Moose Eh!'s ribbing is giving me grief! 230 - or thereabouts - stitches for each row. 26 full and 12 short rows. Lots of knitting. Sunday night, I was a couple of rows from casting off when I quit for the evening.
At that point, only the shoulders were seamed, but I couldn't resist a quick try-on. Horrors! Two horrors, actually. The buttonholes were on the wrong side. Despite being a mild feminist, a women of the seventies, I nonetheless like my buttonholes on the right hand side. Moose Eh!'s buttonholes were on the left. I re-read the pattern. Yep, I had done them as instructed. Now why would they write a pattern like that? A re-knit was in order. Dang!

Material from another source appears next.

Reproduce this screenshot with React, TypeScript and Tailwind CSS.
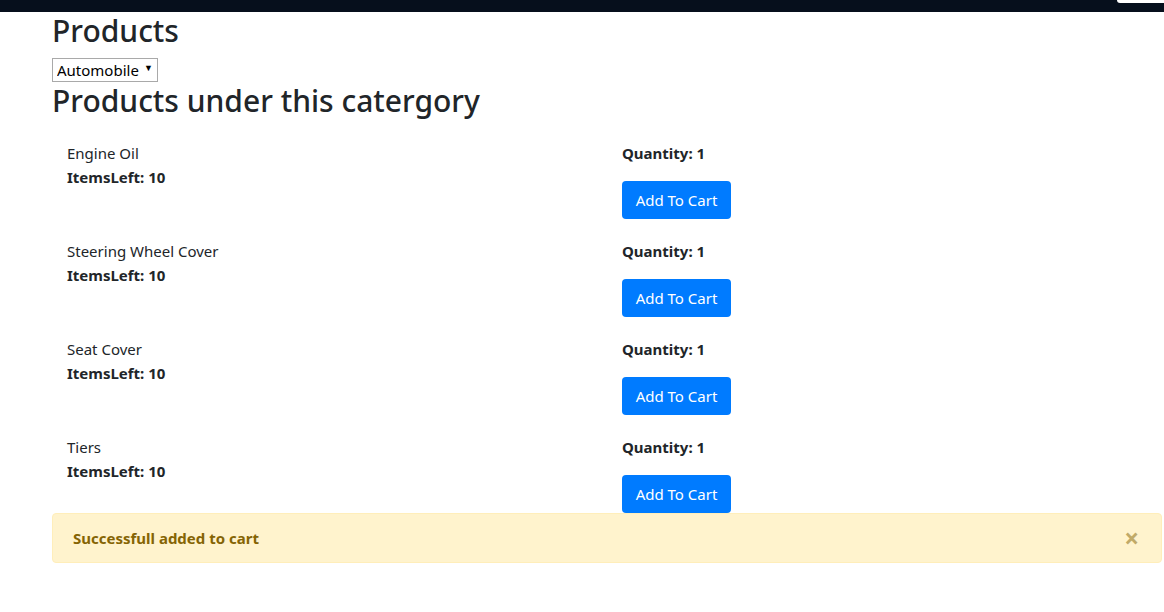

Once that shock subsided, I turned the wide ribbing back between the markers to form the shawl collar. Double Dang!! Of course! There are three colours in the ribbing. Each used more than once. I had been careful, every time the colour changed, to work knit-only stitches in the first row of the colour change. The trick of working knit-only stitches, on that first row, prevents the purl bumps of the different colour from showing on the right side of the work. A much nicer look IMHO! My work looked marvellous on the right side. But when folded back between the markers, what showed of course, was the wrong side.
Now, there was never any mention in the pattern of switching from right-side knitting to wrong-side knitting between markers to keep the public side of the sweater neat and tidy. But there should have been. Again, I was reminded that when I knit from a pattern, my brain stops functioning. Designers only have so much room on a one, or few-page, pattern. They do presume that the knitter knows something. But this knitter presumes that the designer has worked out all the bugs and my brain turns off.
Ripped again. Second - or is it third - time through, I am knitting right-side rows on the right side before and after the markers and wrong-side rows between the markers. Then on the wrong side, wrong-side rows before and after the markers and right-side rows between the markers. Get it?
Disappointed, but rare the cloud though that doesn't sport a silver lining. I am delightedly happy with the great job I did picking up the stitches for this gall-darn ribbing!
3 comments:
I hope all the struggles you've had with this Moose won't taint your enjoyment of the finished sweater.
I'm betting the buttonholes are on the "wrong" side because the sweater is listed as being 'unisex'. While some women may have a momentary pang about wearing a left-over buttoning sweater, most men would sooner freeze to death than wear a right-over "woman's" sweater! ;-)
Having said all that, yeah, a one-line heads up from the designer would have been nice.
funny - I don't notice or care about button sides, but I'm obviously in the minority. I made some pajamas for my husband and inadvertently put the buttons on the wrong side. He doesn't even button his pajama shirts, yet he won't wear them! And being obstinate, I won't change them. Stalemate.
All I know is I am very confused when it is time to put buttons on anything. I recall reading why things are buttoned on different sides, but I still don't get why we still use it.